Starting with the first line below, extract each line through the one that contains "9, 10, 11];", inclusive, excluding pictures.

** Start **

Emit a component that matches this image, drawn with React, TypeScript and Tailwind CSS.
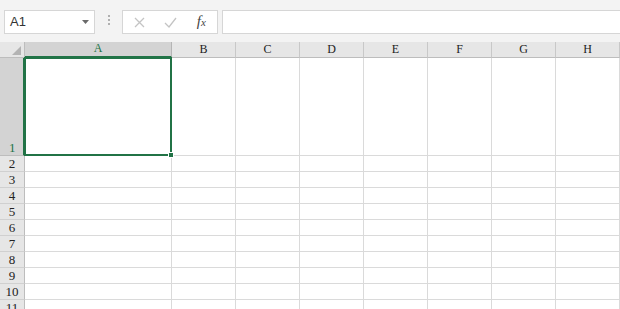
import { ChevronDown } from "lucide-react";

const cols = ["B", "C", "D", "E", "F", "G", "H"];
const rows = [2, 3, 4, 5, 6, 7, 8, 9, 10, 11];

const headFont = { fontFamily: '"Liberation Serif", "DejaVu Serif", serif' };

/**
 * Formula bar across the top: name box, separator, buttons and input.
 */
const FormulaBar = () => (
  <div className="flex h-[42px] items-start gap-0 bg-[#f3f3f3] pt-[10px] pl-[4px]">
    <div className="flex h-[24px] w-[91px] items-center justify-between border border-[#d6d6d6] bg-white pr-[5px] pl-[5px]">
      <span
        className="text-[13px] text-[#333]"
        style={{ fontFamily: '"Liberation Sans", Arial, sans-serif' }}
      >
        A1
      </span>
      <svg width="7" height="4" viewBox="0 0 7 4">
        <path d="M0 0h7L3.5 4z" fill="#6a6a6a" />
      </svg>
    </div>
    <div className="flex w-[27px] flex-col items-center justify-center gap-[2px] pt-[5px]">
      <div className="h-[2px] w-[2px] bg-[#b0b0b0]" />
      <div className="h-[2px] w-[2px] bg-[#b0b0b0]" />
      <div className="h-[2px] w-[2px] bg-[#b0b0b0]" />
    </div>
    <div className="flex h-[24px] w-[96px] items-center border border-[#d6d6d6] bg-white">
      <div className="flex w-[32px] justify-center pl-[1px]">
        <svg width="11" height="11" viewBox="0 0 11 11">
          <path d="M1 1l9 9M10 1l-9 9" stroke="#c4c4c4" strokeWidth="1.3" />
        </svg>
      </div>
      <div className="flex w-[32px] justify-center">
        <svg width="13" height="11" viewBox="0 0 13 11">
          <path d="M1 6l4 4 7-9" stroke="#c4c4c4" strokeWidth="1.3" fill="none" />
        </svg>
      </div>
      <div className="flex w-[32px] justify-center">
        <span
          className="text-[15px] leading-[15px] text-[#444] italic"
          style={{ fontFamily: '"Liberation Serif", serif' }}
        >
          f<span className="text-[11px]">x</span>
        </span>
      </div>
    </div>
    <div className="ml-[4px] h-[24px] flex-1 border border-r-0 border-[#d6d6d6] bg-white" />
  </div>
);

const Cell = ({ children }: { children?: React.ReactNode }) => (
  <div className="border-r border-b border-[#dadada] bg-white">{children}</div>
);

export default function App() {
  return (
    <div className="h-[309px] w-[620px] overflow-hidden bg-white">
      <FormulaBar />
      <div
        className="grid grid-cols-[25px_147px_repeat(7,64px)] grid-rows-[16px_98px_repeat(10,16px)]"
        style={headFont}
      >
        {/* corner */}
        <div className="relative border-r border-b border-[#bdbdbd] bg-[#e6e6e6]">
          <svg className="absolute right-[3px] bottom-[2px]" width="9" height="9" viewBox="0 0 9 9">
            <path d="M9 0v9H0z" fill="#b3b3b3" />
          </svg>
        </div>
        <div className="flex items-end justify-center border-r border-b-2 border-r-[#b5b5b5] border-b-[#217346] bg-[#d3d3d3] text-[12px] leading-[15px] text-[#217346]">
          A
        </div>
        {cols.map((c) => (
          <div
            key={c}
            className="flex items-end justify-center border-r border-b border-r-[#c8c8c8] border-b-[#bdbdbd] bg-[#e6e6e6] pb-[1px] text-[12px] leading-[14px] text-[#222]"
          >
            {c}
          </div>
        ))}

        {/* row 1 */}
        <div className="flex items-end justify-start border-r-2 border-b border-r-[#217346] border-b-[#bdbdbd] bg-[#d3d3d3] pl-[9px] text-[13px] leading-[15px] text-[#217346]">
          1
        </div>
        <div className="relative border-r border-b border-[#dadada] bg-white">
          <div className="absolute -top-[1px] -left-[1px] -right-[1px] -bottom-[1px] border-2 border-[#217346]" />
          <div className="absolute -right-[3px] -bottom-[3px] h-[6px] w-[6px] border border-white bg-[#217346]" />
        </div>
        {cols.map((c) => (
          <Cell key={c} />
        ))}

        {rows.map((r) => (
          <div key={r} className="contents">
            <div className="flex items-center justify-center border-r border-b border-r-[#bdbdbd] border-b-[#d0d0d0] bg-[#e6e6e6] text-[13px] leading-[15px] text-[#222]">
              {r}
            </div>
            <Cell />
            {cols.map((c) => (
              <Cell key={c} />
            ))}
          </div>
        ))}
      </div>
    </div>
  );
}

** End **

Exercise answer —
Emit a component that matches this image, drawn with React, TypeScript and Tailwind CSS.
import { ChevronDown } from "lucide-react";

const cols = ["B", "C", "D", "E", "F", "G", "H"];
const rows = [2, 3, 4, 5, 6, 7, 8, 9, 10, 11];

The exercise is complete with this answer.